N. D. : continuez à le faire. Mais que préconisez-vous de faire alors ?

T. P. : je dirais que cette campagne pour les prisonniers apporte une solidarité pour les activistes qui se sont fait arrêter est très importante. De toute évidence, ils sont une minorité de travailleurs en Chine. D’autres choses dont nous avons besoin hors de Chine est de discuter partout sur des questions qui sont communes aux travailleurs chinois et américains.

Nous devons être bien clairs : le syndicat ACFTU n’est pas un syndicat. Quoiqu’on puisse penser de ce qui s’y passe à l’intérieur avec certains militants individuels, globalement, il n’agit pas comme un syndicat. Et nous avons à montrer à la classe ouvrière chinoise ce qu’elle peut faire dans une perspective de classe. Pour moi, il est essentiel non de prendre une attitude morale, non d’entrer dans une perspective nationale, mais de tenter d’agir dans une perspective de classe.
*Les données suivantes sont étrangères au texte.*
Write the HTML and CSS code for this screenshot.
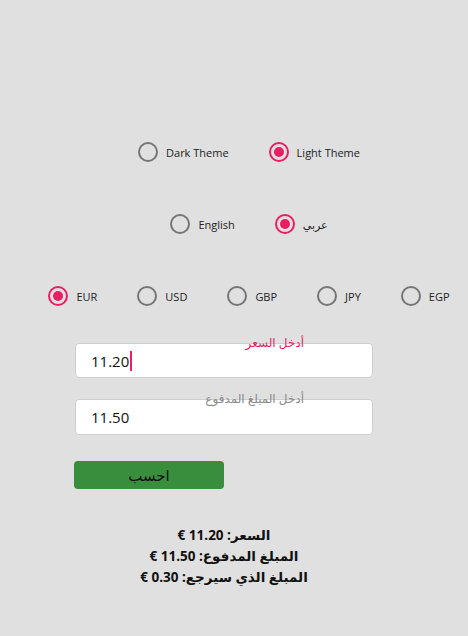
FILE: index.html
```html
<!DOCTYPE html>
<html lang="ar">
<head>
<meta charset="utf-8">
<title>Change Calculator</title>
<link rel="stylesheet" href="styles.css">
</head>
<body>
<main class="page">
  <div class="radio-row">
    <label class="radio"><span class="dot"></span><span class="rlabel">Dark Theme</span></label>
    <label class="radio checked"><span class="dot"></span><span class="rlabel">Light Theme</span></label>
  </div>
  <div class="radio-row">
    <label class="radio"><span class="dot"></span><span class="rlabel">English</span></label>
    <label class="radio checked"><span class="dot"></span><span class="rlabel">عربي</span></label>
  </div>
  <div class="radio-row">
    <label class="radio checked"><span class="dot"></span><span class="rlabel">EUR</span></label>
    <label class="radio"><span class="dot"></span><span class="rlabel">USD</span></label>
    <label class="radio"><span class="dot"></span><span class="rlabel">GBP</span></label>
    <label class="radio"><span class="dot"></span><span class="rlabel">JPY</span></label>
    <label class="radio"><span class="dot"></span><span class="rlabel">EGP</span></label>
  </div>

  <form class="form">
    <div class="field first">
      <div class="input"><span class="value">11.20</span><span class="caret"></span></div>
      <span class="flabel active" dir="rtl">أدخل السعر</span>
    </div>
    <div class="field second">
      <div class="input"><span class="value">11.50</span></div>
      <span class="flabel" dir="rtl">أدخل المبلغ المدفوع</span>
    </div>
    <button type="button" class="calc">احسب</button>
  </form>

  <div class="results" dir="rtl">
    <p>السعر: 11.20 €</p>
    <p>المبلغ المدفوع: 11.50 €</p>
    <p>المبلغ الذي سيرجع: 0.30 €</p>
  </div>
</main>
</body>
</html>
```
FILE: styles.css
```css
* { box-sizing: border-box; }
html, body {
  margin: 0;
  padding: 0;
  background: #e0e0e0;
}
body {
  font-family: "Open Sans", "DejaVu Sans", sans-serif;
  color: #222;
}
.page {
  padding-top: 142px;
}
.radio-row {
  display: flex;
  justify-content: center;
  gap: 40px;
  height: 20px;
  margin-bottom: 52px;
  padding-left: 30px;
}
.radio-row:nth-child(3) {
  margin-bottom: 0;
}
.radio {
  display: flex;
  align-items: center;
  gap: 8px;
  font-size: 11px;
  color: #222;
}
.dot {
  width: 20px;
  height: 20px;
  border: 2px solid #757575;
  border-radius: 50%;
  display: flex;
  align-items: center;
  justify-content: center;
}
.checked .dot {
  border-color: #e91e63;
}
.checked .dot::after {
  content: "";
  width: 10px;
  height: 10px;
  border-radius: 50%;
  background: #e91e63;
}
.form {
  margin: 37px 0 0 75px;
  width: 298px;
}
.field {
  position: relative;
}
.field.second {
  margin-top: 21px;
}
.input {
  height: 35px;
  background: #fff;
  border: 1px solid #cfcfcf;
  border-radius: 4px;
  display: flex;
  align-items: center;
  padding-left: 15px;
  font-size: 15px;
  color: #111;
}
.field.second .input { height: 36px; }
.caret {
  display: inline-block;
  width: 2px;
  height: 20px;
  background: #e91e63;
  margin-left: 1px;
}
.flabel {
  position: absolute;
  right: 69px;
  top: -8px;
  font-size: 12px;
  line-height: 16px;
  color: #8a8a8a;
}
.flabel.active {
  color: #e91e63;
}
.calc {
  display: block;
  margin-top: 26px;
  margin-left: -1px;
  width: 150px;
  height: 28px;
  border: none;
  border-radius: 4px;
  background: #388e3c;
  color: #111;
  font-family: "Open Sans", "DejaVu Sans", sans-serif;
  font-size: 15px;
  padding: 0;
}
.results {
  margin-top: 36px;
  width: 448px;
  text-align: center;
  font-weight: bold;
  font-size: 13.5px;
  line-height: 21px;
  color: #111;
}
.results p { margin: 0; }
```
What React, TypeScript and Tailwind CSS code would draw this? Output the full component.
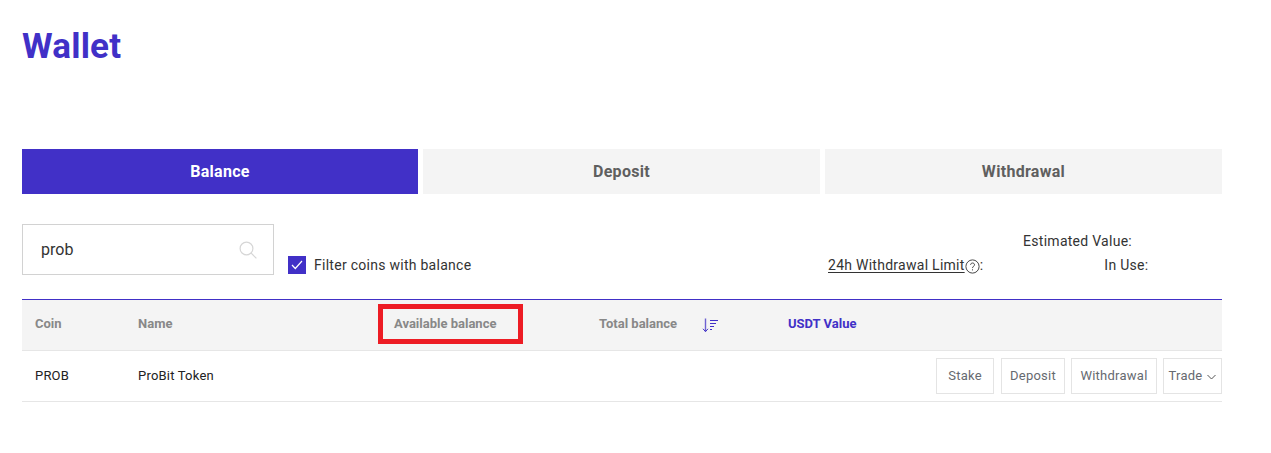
import React from "react";

function SearchIcon() {
  return (
    <svg width="18" height="18" viewBox="0 0 18 18" fill="none" stroke="#d6d6d6" strokeWidth="1.2">
      <circle cx="7.5" cy="7.5" r="6.4" />
      <path d="M12.2 12.2L17.4 17.4" />
    </svg>
  );
}

function SortIcon() {
  return (
    <svg width="17" height="15" viewBox="0 0 17 15" fill="none" stroke="#4130c7" strokeWidth="1">
      <path d="M3.5 0.5V13.5" strokeWidth="1.4" strokeOpacity="0.75" />
      <path d="M1 10.8L3.5 13.6L6 10.8" />
      <path d="M8 2.5H16M8 5.5H14M8 8.5H12M8 11.5H10" />
    </svg>
  );
}

function Btn({ children, w }: { children: React.ReactNode; w: string }) {
  return (
    <div className={`h-9 flex items-center justify-center border border-[#e4e4e4] text-[13px] text-[#666a70] tracking-[0.25px] ${w}`}>
      {children}
    </div>
  );
}

export default function App() {
  return (
    <div className="relative w-[1271px] h-[453px] bg-white pl-[22px] font-['Roboto',sans-serif] overflow-hidden">
      <h1 className="pt-[26px] h-[149px] text-[35px] leading-[42px] font-bold text-[#4130c7] tracking-[0.2px]">Wallet</h1>

      <div className="w-[1200px] flex gap-[5px] h-[45px] text-[16px] font-bold tracking-[0.3px]">
        <div className="w-[396px] flex items-center justify-center bg-[#4130c7] text-white">Balance</div>
        <div className="w-[397px] flex items-center justify-center bg-[#f4f4f4] text-[#5f5f5f]">Deposit</div>
        <div className="w-[397px] flex items-center justify-center bg-[#f4f4f4] text-[#5f5f5f]">Withdrawal</div>
      </div>

      <div className="w-[1200px] flex mt-[30px] h-[75px] text-[14px] text-[#333] tracking-[0.27px]">
        <div className="w-[252px] h-[51px] border border-[#d2d2d2] flex items-center justify-between pl-[18px] pr-[16px]">
          <span className="text-[16px] tracking-normal text-[#333]">prob</span>
          <SearchIcon />
        </div>
        <div className="ml-[14px] mt-[32px] h-[18px] flex items-center gap-[8px]">
          <div className="w-[18px] h-[18px] bg-[#4130c7] flex items-center justify-center">
            <svg width="12" height="10" viewBox="0 0 12 10" fill="none" stroke="#fff" strokeWidth="1.2">
              <path d="M1 5L4.3 8.5L11 1" />
            </svg>
          </div>
          <span>Filter coins with balance</span>
        </div>
        <div className="ml-auto w-[394px] h-[50px] pt-[9px]">
          <div className="flex justify-end pr-[90px] h-[17px] leading-[17px]">Estimated Value:</div>
          <div className="flex mt-[7px] h-[17px] leading-[17px]">
            <span className="underline underline-offset-2">24h Withdrawal Limit</span>
            <svg className="mt-[2px]" width="15" height="15" viewBox="0 0 15 15" fill="none" stroke="#333" strokeWidth="0.9">
              <circle cx="7.5" cy="7.5" r="6.6" />
              <path d="M5.6 5.8C5.6 3.4 9.5 3.4 9.5 5.8C9.5 7.3 7.5 7.3 7.5 9.1M7.5 10.3V11.4" />
            </svg>
            <span>:</span>
            <span className="ml-[121px]">In Use:</span>
          </div>
        </div>
      </div>

      <div className="w-[1200px] border-t border-t-[#4130c7] h-[52px] bg-[#f4f4f4] border-b border-b-[#e6e6e6] flex items-center text-[13px] leading-[15px] font-bold text-[#888]">
        <div className="w-[116px] pl-[13px] -mt-[4px]">Coin</div>
        <div className="w-[256px] -mt-[4px]">Name</div>
        <div className="w-[205px] -mt-[4px]">Available balance</div>
        <div className="w-[103px] -mt-[4px]">Total balance</div>
        <div className="w-[86px]"><SortIcon /></div>
        <div className="text-[#4130c7] -mt-[4px]">USDT Value</div>
      </div>

      <div className="w-[1200px] h-[51px] border-b border-[#e6e6e6] flex items-center text-[13px] text-[#222] tracking-[0.2px]">
        <div className="w-[116px] pl-[13px]">PROB</div>
        <div>ProBit Token</div>
        <div className="ml-auto flex gap-[6px]">
          <Btn w="w-[58px]">Stake</Btn>
          <Btn w="w-[64px] ml-[1px]">Deposit</Btn>
          <Btn w="w-[86px]">Withdrawal</Btn>
          <Btn w="w-[59px] gap-[5px]">
            Trade
            <svg width="9" height="6" className="mt-[2px]" viewBox="0 0 9 6" fill="none" stroke="#555" strokeWidth="1">
              <path d="M0.5 1L4.5 5L8.5 1" />
            </svg>
          </Btn>
        </div>
      </div>

      <div className="absolute left-[378px] top-[304px] w-[145px] h-[40px] border-[5px] border-[#ed1c24]" />
    </div>
  );
}
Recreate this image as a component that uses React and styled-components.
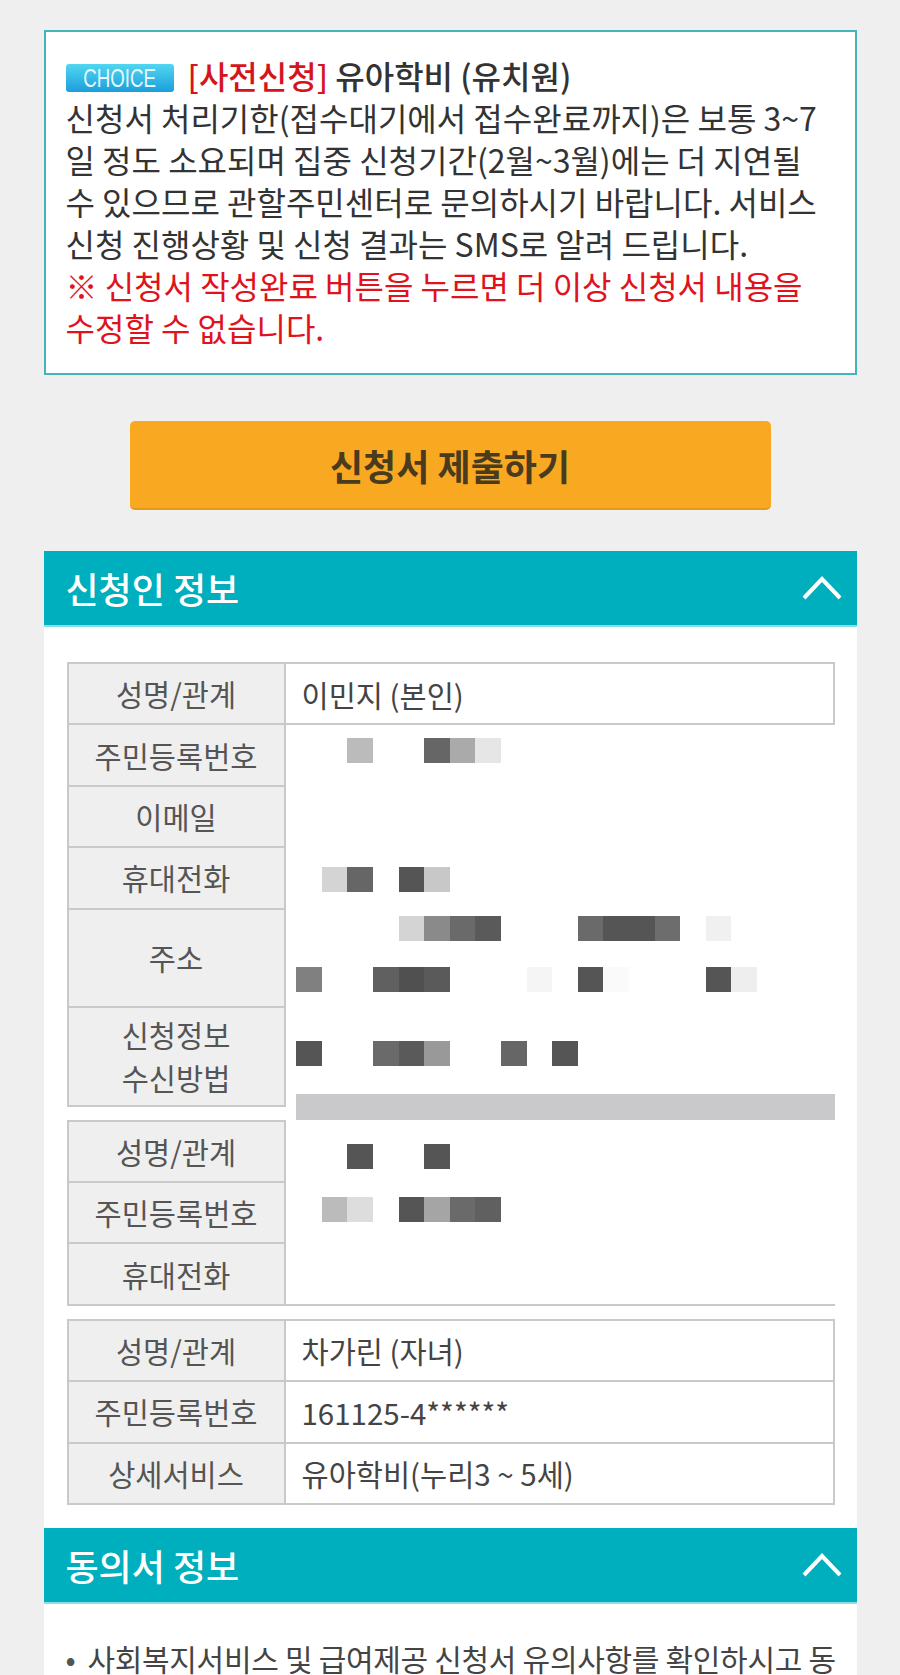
import React from 'react';
import styled, { createGlobalStyle } from 'styled-components';

const GlobalStyle = createGlobalStyle`
  html, body {
    margin: 0;
    padding: 0;
    background: #efefef;
  }
  body {
    font-family: "Noto Sans CJK KR", "Noto Sans", sans-serif;
    color: #333;
  }
`;

const Page = styled.div`
  width: 813px;
  margin: 0 auto;
  padding-top: 30px;
`;

const Notice = styled.div`
  background: #fff;
  border: 2px solid #44b4bb;
  padding: 22px 20px 25px 20px;
  font-size: 32px;
  line-height: 42px;
  white-space: nowrap;
`;

const Line = styled.div`
  color: ${p => (p.$warn ? '#e0121c' : '#333')};
  font-weight: ${p => (p.$title ? 500 : 400)};
`;

const Badge = styled.span`
  display: inline-flex;
  align-items: center;
  justify-content: center;
  width: 108px;
  height: 28px;
  margin-right: 14px;
  vertical-align: 2px;
  border-radius: 3px;
  background: linear-gradient(#52d6f1, #1c9edb);
  color: #e6f9fd;
  font-family: "Liberation Sans", Arial, sans-serif;
  font-size: 26px;
  line-height: 28px;
  span {
    display: inline-block;
    transform: scaleX(0.72);
  }
`;

const Red = styled.span`
  color: #d5141c;
`;

const SubmitButton = styled.button`
  display: block;
  width: 641px;
  height: 89px;
  margin: 46px auto 41px;
  border: none;
  border-bottom: 2px solid #e49a18;
  border-radius: 5px;
  background: #f9a921;
  color: #4a3b1e;
  font-family: "Noto Sans CJK KR", sans-serif;
  font-size: 36px;
  font-weight: 700;
`;

const SectionHead = styled.div`
  display: flex;
  align-items: center;
  justify-content: space-between;
  height: 74px;
  padding: 0 14px 0 22px;
  background: #00afbd;
  border-bottom: 2px solid #8edde2;
  color: #fff;
  font-size: 36px;
  font-weight: 500;
`;

const Body = styled.div`
  background: #fff;
  padding: ${p => p.$pad};
`;

const Table = styled.div`
  border-left: 2px solid #c9c9c9;
  margin-top: ${p => p.$gap || 0}px;
`;

const Row = styled.div`
  display: grid;
  grid-template-columns: 217px 1fr;
  &:first-child > div {
    border-top: 2px solid #c9c9c9;
  }
  &:first-child > div[data-mask='true'] {
    border-top: none;
  }
`;

const Label = styled.div`
  display: flex;
  align-items: center;
  justify-content: center;
  min-height: ${p => (p.$tall ? 96.5 : 59.4)}px;
  background: #efefef;
  border-right: 2px solid #c9c9c9;
  border-bottom: 2px solid #c9c9c9;
  color: #555;
  font-size: 29.5px;
  line-height: 43px;
  text-align: center;
`;

const Value = styled.div`
  display: flex;
  flex-direction: column;
  justify-content: ${p => (p.$mask ? 'flex-start' : 'center')};
  padding-left: ${p => (p.$mask ? 10.8 : 16)}px;
  border-right: ${p => (p.$mask ? 'none' : '2px solid #c9c9c9')};
  border-bottom: ${p => (p.$mask && !p.$bottom ? '2px solid transparent' : '2px solid #c9c9c9')};
  color: #444;
  font-size: 29.5px;
  line-height: 40px;
`;

const MosaicLine = styled.div`
  display: flex;
  height: 25px;
  margin-top: ${p => p.$top}px;
`;

const Block = styled.div`
  width: 25.6px;
  height: 25px;
  flex: none;
  background: ${p => p.$c || 'transparent'};
`;

const GreyBar = styled.div`
  height: 26px;
  margin: -13px 0 0 229px;
  background: #c9c9cc;
`;

const Bullet = styled.div`
  display: flex;
  gap: 12px;
  font-size: 30px;
  line-height: 42px;
  color: #444;
  letter-spacing: -0.3px;
  white-space: nowrap;
  &::before {
    content: '•';
    color: #555;
  }
`;

const Chevron = () => (
  <svg width="42" height="26" viewBox="0 0 42 26">
    <polyline points="3,23 21,4 39,23" fill="none" stroke="#fff" strokeWidth="4" />
  </svg>
);

const Section = ({ title, pad, children }) => (
  <>
    <SectionHead>
      <span>{title}</span>
      <Chevron />
    </SectionHead>
    <Body $pad={pad}>{children}</Body>
  </>
);

const m = (len, map) => Array.from({ length: len }, (_, i) => map[i] || '');

const table1 = [
  { label: '성명/관계', value: '이민지 (본인)' },
  { label: '주민등록번호', mask: [{ top: 13, cells: m(8, { 2: '#bbb', 5: '#666', 6: '#aaa', 7: '#e6e6e6' }) }] },
  { label: '이메일', mask: [] },
  { label: '휴대전화', mask: [{ top: 19, cells: m(6, { 1: '#d4d4d4', 2: '#666', 4: '#555', 5: '#c8c8c8' }) }] },
  {
    label: '주소',
    tall: true,
    mask: [
      { top: 6, cells: m(17, { 4: '#d4d4d4', 5: '#8a8a8a', 6: '#6a6a6a', 7: '#5a5a5a', 11: '#6a6a6a', 12: '#555', 13: '#555', 14: '#6d6d6d', 16: '#f0f0f0' }) },
      { top: 26, cells: m(18, { 0: '#808080', 3: '#606060', 4: '#505050', 5: '#5a5a5a', 9: '#f5f5f5', 11: '#555', 12: '#fafafa', 16: '#555', 17: '#eee' }) },
    ],
  },
  {
    label: ['신청정보', '수신방법'],
    tall: true,
    mask: [{ top: 33, cells: m(11, { 0: '#555', 3: '#6a6a6a', 4: '#5a5a5a', 5: '#999', 8: '#666', 10: '#555' }) }],
  },
];

const table2 = [
  { label: '성명/관계', mask: [{ top: 24, cells: m(6, { 2: '#555', 5: '#555' }) }] },
  { label: '주민등록번호', mask: [{ top: 14, cells: m(8, { 1: '#bbb', 2: '#ddd', 4: '#555', 5: '#a5a5a5', 6: '#6a6a6a', 7: '#606060' }) }] },
  { label: '휴대전화', mask: [], bottom: true },
];

const table3 = [
  { label: '성명/관계', value: '차가린 (자녀)' },
  { label: '주민등록번호', value: '161125-4******' },
  { label: '상세서비스', value: '유아학비(누리3 ~ 5세)' },
];

const InfoTable = ({ rows, gap }) => (
  <Table $gap={gap}>
    {rows.map((r, i) => (
      <Row key={i}>
        <Label $tall={r.tall}>
          {Array.isArray(r.label) ? (
            <div>
              {r.label[0]}
              <br />
              {r.label[1]}
            </div>
          ) : (
            r.label
          )}
        </Label>
        <Value $mask={!!r.mask} $bottom={r.bottom} data-mask={r.mask ? 'true' : 'false'}>
          {r.mask
            ? r.mask.map((line, j) => (
                <MosaicLine key={j} $top={line.top}>
                  {line.cells.map((c, k) => (
                    <Block key={k} $c={c} />
                  ))}
                </MosaicLine>
              ))
            : r.value}
        </Value>
      </Row>
    ))}
  </Table>
);

const App = () => (
  <>
    <GlobalStyle />
    <Page>
      <Notice>
        <Line $title>
          <Badge>
            <span>CHOICE</span>
          </Badge>
          <Red>[사전신청]</Red> 유아학비 (유치원)
        </Line>
        <Line>신청서 처리기한(접수대기에서 접수완료까지)은 보통 3~7</Line>
        <Line>일 정도 소요되며 집중 신청기간(2월~3월)에는 더 지연될</Line>
        <Line>수 있으므로 관할주민센터로 문의하시기 바랍니다. 서비스</Line>
        <Line>신청 진행상황 및 신청 결과는 SMS로 알려 드립니다.</Line>
        <Line $warn>※ 신청서 작성완료 버튼을 누르면 더 이상 신청서 내용을</Line>
        <Line $warn>수정할 수 없습니다.</Line>
      </Notice>

      <SubmitButton>신청서 제출하기</SubmitButton>

      <Section title="신청인 정보" pad="35px 22px 23px 23px">
        <InfoTable rows={table1} />
        <GreyBar />
        <InfoTable rows={table2} />
        <InfoTable rows={table3} gap={13} />
      </Section>

      <Section title="동의서 정보" pad="33px 22px 40px 22px">
        <Bullet>
          <span>
            사회복지서비스 및 급여제공 신청서 유의사항를 확인하시고 동
            <br />
            의하여 주시기 바랍니다.
          </span>
        </Bullet>
      </Section>
    </Page>
  </>
);

export default App;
N. D. : alors peut-être est-ce mon propre rôle, ici même aux Etats-Unis, et non à vous, visiteur venu de Chine, de dire à nos propres organisations de résister à toute espèce de chauvinisme, qui est la réponse facile que bien des syndicats apportent, rejoignant souvent les chefs d’entreprise qui eux aussi se plaignent de voir les emplois ou activités de production « volés » par les travailleurs chinois.

T. P. : oui. On peut dire que ce patriotisme est le dernier refuge des escrocs

N. D. : et les acteurs du mouvement ouvrier ont leur part dans cette escroquerie.

T. P. : ce n’est pourtant pas conforme à la tradition d’internationalisme qui devrait être présente, selon moi, dans le mouvement ouvrier et qui n’a nullement à prendre une approche nationaliste ou chauviniste. Je sais bien que cela existe. Les travailleurs chinois eux-mêmes sont assez chauvins. Je dirai que vis à vis d’eux nous devons répondre à cette question et argumenter dans une politique de classe.

Voir aussi Des mutations récentes dans les orientations et le comportement des prolétaires chinois

Notes

[1] Dans Echanges n° 110 figuraient : Après la disparition du "bol de riz en fer" (ci-dessous) ; Des mutations récentes dans les orientations et le comportement des prolétaires chinois ; Note sur « Mouvement ouvrier et déplacements du capital » ; « A l’ouest des rails » : un film sur les restructurations en Chine.

[2] Au coursdes cinq dernières années (1999-2004), 4millions de travailleurs ont été affectés par ces restructurations.